**Data excerpt:**
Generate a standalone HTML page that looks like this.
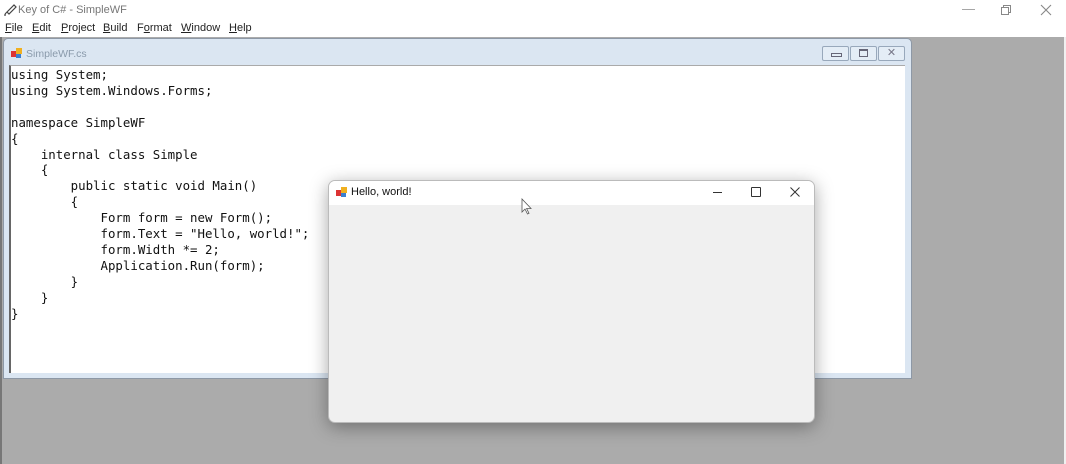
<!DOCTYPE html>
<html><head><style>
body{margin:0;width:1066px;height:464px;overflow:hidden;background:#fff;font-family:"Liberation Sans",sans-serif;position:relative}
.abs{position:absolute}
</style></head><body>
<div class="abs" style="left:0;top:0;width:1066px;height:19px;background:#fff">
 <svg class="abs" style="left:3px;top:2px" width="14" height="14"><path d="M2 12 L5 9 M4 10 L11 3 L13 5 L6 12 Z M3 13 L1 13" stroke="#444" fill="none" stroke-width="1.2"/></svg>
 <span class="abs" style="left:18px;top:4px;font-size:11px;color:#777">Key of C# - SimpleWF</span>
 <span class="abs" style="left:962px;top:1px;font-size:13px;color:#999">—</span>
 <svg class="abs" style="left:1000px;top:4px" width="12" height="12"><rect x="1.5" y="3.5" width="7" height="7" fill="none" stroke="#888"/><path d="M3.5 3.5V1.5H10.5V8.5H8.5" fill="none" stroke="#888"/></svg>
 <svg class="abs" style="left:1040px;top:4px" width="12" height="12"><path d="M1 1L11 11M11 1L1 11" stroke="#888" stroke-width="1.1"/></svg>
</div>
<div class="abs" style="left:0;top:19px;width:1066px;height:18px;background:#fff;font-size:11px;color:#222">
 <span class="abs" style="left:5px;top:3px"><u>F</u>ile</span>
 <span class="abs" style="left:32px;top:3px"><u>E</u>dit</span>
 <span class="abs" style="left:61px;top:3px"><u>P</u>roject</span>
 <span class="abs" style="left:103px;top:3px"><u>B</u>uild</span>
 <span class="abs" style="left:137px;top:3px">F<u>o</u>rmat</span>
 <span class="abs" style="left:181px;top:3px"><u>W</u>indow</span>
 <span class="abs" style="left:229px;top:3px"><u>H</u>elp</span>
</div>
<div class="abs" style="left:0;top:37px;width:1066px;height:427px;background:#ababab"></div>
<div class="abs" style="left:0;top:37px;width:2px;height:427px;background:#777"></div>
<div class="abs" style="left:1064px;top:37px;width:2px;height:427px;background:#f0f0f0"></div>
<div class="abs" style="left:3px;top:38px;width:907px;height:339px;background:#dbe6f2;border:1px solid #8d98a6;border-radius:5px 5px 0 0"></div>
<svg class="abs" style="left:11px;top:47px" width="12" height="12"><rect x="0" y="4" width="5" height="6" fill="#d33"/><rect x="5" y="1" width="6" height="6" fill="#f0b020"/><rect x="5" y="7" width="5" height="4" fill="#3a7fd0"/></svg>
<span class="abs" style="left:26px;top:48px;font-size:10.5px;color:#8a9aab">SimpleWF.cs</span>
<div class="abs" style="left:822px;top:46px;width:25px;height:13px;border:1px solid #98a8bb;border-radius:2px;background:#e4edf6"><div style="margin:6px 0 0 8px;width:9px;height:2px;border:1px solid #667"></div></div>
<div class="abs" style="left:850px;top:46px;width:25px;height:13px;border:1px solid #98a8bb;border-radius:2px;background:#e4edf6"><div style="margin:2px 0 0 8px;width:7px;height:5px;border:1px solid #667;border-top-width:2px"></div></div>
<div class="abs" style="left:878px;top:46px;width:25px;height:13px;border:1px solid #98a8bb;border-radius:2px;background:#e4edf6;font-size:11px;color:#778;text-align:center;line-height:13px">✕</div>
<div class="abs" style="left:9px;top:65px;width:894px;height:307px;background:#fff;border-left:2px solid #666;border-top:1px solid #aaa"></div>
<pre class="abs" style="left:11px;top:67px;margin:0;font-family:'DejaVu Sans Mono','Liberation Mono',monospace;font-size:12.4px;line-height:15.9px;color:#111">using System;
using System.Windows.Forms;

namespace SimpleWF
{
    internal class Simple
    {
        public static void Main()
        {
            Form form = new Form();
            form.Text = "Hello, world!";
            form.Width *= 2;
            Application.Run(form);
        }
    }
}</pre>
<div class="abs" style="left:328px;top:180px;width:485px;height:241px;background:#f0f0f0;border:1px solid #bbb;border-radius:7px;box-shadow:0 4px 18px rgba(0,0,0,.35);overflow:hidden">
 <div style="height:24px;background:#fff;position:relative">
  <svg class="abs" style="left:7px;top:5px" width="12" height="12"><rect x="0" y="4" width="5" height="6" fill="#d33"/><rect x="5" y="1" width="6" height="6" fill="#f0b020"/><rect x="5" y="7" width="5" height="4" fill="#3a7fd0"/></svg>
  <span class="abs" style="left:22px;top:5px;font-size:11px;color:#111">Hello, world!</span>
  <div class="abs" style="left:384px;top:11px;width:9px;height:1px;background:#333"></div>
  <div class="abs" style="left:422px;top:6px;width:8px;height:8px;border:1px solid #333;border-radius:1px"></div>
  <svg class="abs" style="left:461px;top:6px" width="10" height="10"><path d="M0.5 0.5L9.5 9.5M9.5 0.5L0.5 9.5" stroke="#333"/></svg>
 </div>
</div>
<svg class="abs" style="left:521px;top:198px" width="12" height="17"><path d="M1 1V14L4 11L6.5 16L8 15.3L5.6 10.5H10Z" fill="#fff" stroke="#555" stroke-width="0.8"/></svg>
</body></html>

**Short exercise:** Return the material word for word. Pictures are not part of the copy.

**Answer to this exercise:**
Generate a standalone HTML page that looks like this.
<!DOCTYPE html>
<html><head><style>
body{margin:0;width:1066px;height:464px;overflow:hidden;background:#fff;font-family:"Liberation Sans",sans-serif;position:relative}
.abs{position:absolute}
</style></head><body>
<div class="abs" style="left:0;top:0;width:1066px;height:19px;background:#fff">
 <svg class="abs" style="left:3px;top:2px" width="14" height="14"><path d="M2 12 L5 9 M4 10 L11 3 L13 5 L6 12 Z M3 13 L1 13" stroke="#444" fill="none" stroke-width="1.2"/></svg>
 <span class="abs" style="left:18px;top:4px;font-size:11px;color:#777">Key of C# - SimpleWF</span>
 <span class="abs" style="left:962px;top:1px;font-size:13px;color:#999">—</span>
 <svg class="abs" style="left:1000px;top:4px" width="12" height="12"><rect x="1.5" y="3.5" width="7" height="7" fill="none" stroke="#888"/><path d="M3.5 3.5V1.5H10.5V8.5H8.5" fill="none" stroke="#888"/></svg>
 <svg class="abs" style="left:1040px;top:4px" width="12" height="12"><path d="M1 1L11 11M11 1L1 11" stroke="#888" stroke-width="1.1"/></svg>
</div>
<div class="abs" style="left:0;top:19px;width:1066px;height:18px;background:#fff;font-size:11px;color:#222">
 <span class="abs" style="left:5px;top:3px"><u>F</u>ile</span>
 <span class="abs" style="left:32px;top:3px"><u>E</u>dit</span>
 <span class="abs" style="left:61px;top:3px"><u>P</u>roject</span>
 <span class="abs" style="left:103px;top:3px"><u>B</u>uild</span>
 <span class="abs" style="left:137px;top:3px">F<u>o</u>rmat</span>
 <span class="abs" style="left:181px;top:3px"><u>W</u>indow</span>
 <span class="abs" style="left:229px;top:3px"><u>H</u>elp</span>
</div>
<div class="abs" style="left:0;top:37px;width:1066px;height:427px;background:#ababab"></div>
<div class="abs" style="left:0;top:37px;width:2px;height:427px;background:#777"></div>
<div class="abs" style="left:1064px;top:37px;width:2px;height:427px;background:#f0f0f0"></div>
<div class="abs" style="left:3px;top:38px;width:907px;height:339px;background:#dbe6f2;border:1px solid #8d98a6;border-radius:5px 5px 0 0"></div>
<svg class="abs" style="left:11px;top:47px" width="12" height="12"><rect x="0" y="4" width="5" height="6" fill="#d33"/><rect x="5" y="1" width="6" height="6" fill="#f0b020"/><rect x="5" y="7" width="5" height="4" fill="#3a7fd0"/></svg>
<span class="abs" style="left:26px;top:48px;font-size:10.5px;color:#8a9aab">SimpleWF.cs</span>
<div class="abs" style="left:822px;top:46px;width:25px;height:13px;border:1px solid #98a8bb;border-radius:2px;background:#e4edf6"><div style="margin:6px 0 0 8px;width:9px;height:2px;border:1px solid #667"></div></div>
<div class="abs" style="left:850px;top:46px;width:25px;height:13px;border:1px solid #98a8bb;border-radius:2px;background:#e4edf6"><div style="margin:2px 0 0 8px;width:7px;height:5px;border:1px solid #667;border-top-width:2px"></div></div>
<div class="abs" style="left:878px;top:46px;width:25px;height:13px;border:1px solid #98a8bb;border-radius:2px;background:#e4edf6;font-size:11px;color:#778;text-align:center;line-height:13px">✕</div>
<div class="abs" style="left:9px;top:65px;width:894px;height:307px;background:#fff;border-left:2px solid #666;border-top:1px solid #aaa"></div>
<pre class="abs" style="left:11px;top:67px;margin:0;font-family:'DejaVu Sans Mono','Liberation Mono',monospace;font-size:12.4px;line-height:15.9px;color:#111">using System;
using System.Windows.Forms;

namespace SimpleWF
{
    internal class Simple
    {
        public static void Main()
        {
            Form form = new Form();
            form.Text = "Hello, world!";
            form.Width *= 2;
            Application.Run(form);
        }
    }
}</pre>
<div class="abs" style="left:328px;top:180px;width:485px;height:241px;background:#f0f0f0;border:1px solid #bbb;border-radius:7px;box-shadow:0 4px 18px rgba(0,0,0,.35);overflow:hidden">
 <div style="height:24px;background:#fff;position:relative">
  <svg class="abs" style="left:7px;top:5px" width="12" height="12"><rect x="0" y="4" width="5" height="6" fill="#d33"/><rect x="5" y="1" width="6" height="6" fill="#f0b020"/><rect x="5" y="7" width="5" height="4" fill="#3a7fd0"/></svg>
  <span class="abs" style="left:22px;top:5px;font-size:11px;color:#111">Hello, world!</span>
  <div class="abs" style="left:384px;top:11px;width:9px;height:1px;background:#333"></div>
  <div class="abs" style="left:422px;top:6px;width:8px;height:8px;border:1px solid #333;border-radius:1px"></div>
  <svg class="abs" style="left:461px;top:6px" width="10" height="10"><path d="M0.5 0.5L9.5 9.5M9.5 0.5L0.5 9.5" stroke="#333"/></svg>
 </div>
</div>
<svg class="abs" style="left:521px;top:198px" width="12" height="17"><path d="M1 1V14L4 11L6.5 16L8 15.3L5.6 10.5H10Z" fill="#fff" stroke="#555" stroke-width="0.8"/></svg>
</body></html>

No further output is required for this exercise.